I’ve been monitoring Arctic ice cover via a couple of sources all summer. If you remember last year’s headlines, the record melt of the up-til-now permanent ice sheet was near the top. This summer’s ice extent hasn’t been at the all-time low that last year’s was, due to a variety of factors. That could be changing. The NSIDC has an automatically updating time-series graph of arctic sea ice extent (>15%). This year’s extent looked similar to last year’s through May and especially June. Most of July was a different story – conditions changed and the melt occurred at a more climatological rate, which is less than last year’s.
The end of July clearly shows a different story from the remainder of the month. The slope of of the time series has two identifiable inflection points – points after which the rate of decrease is greater than it was before. The area between last year’s curve is slowly closing while the area between this year’s curve and the climatological mean is growing – not the pattern we want to see for a stable, long-term Arctic ice sheet.
Last year’s record melt meant that a great deal of long-term ice had finally melted. The ice that formed over the winter had the advantage of not being snowed upon much, allowing the ice thickness to rebound to moderate levels. However, that ice was very new and therefore more susceptible to remelting, which could be what this graph is displaying.
Another thing to note from this graph: today’s current conditions (extent) is already less than the climatological mean. That’s not good news.
The melt season lasts about another month and a half or so. That’s a lot of time and if conditions remain unfavorable, this year’s ice extent could come close to matching last year’s record.

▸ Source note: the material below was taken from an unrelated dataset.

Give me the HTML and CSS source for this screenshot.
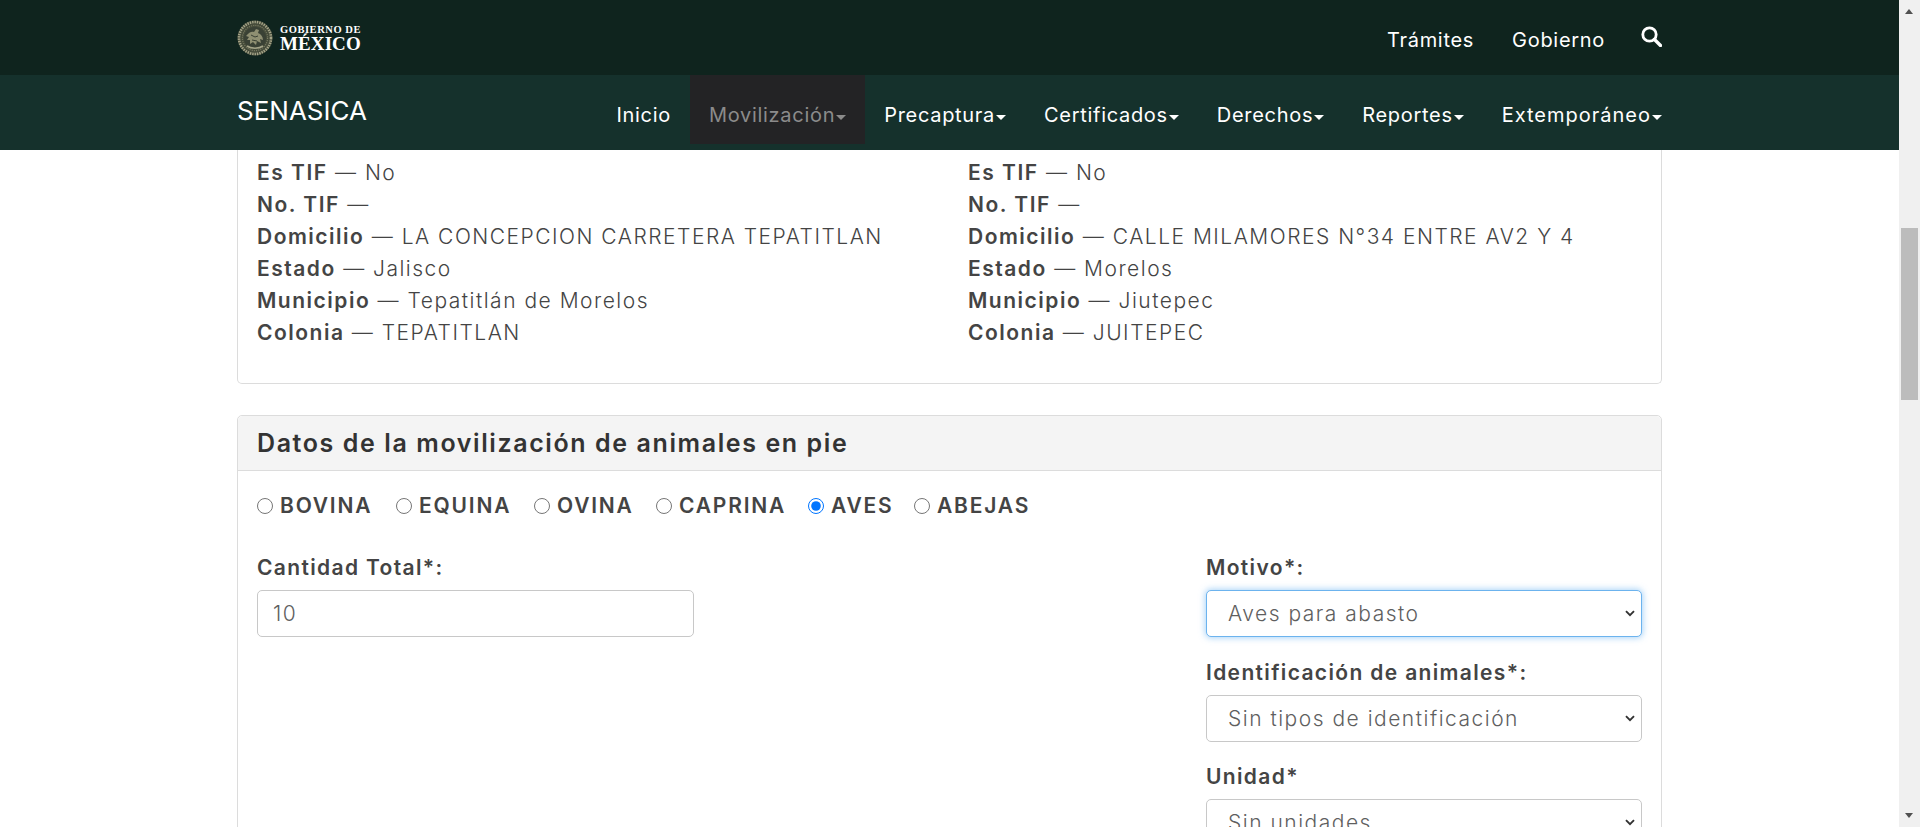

Here is another look at conditions. This map updates daily as well, so it won’t be useful for very long. So let’s look at a comparative plot of one week ago to today. And here is a comparative plot of four weeks ago to today. The rapid melt evident in the time series plot is within this time frame. That’s what ~3.5 million square kilometers of melted ice looks like. It’s about 9 Germanys. It’s about 5 Alaskas. It’s about 1 India. Imagine an ice sheet the size of the country of India melting in less than one month. That’s about 2.5 times faster than the ice normally melts, by the way.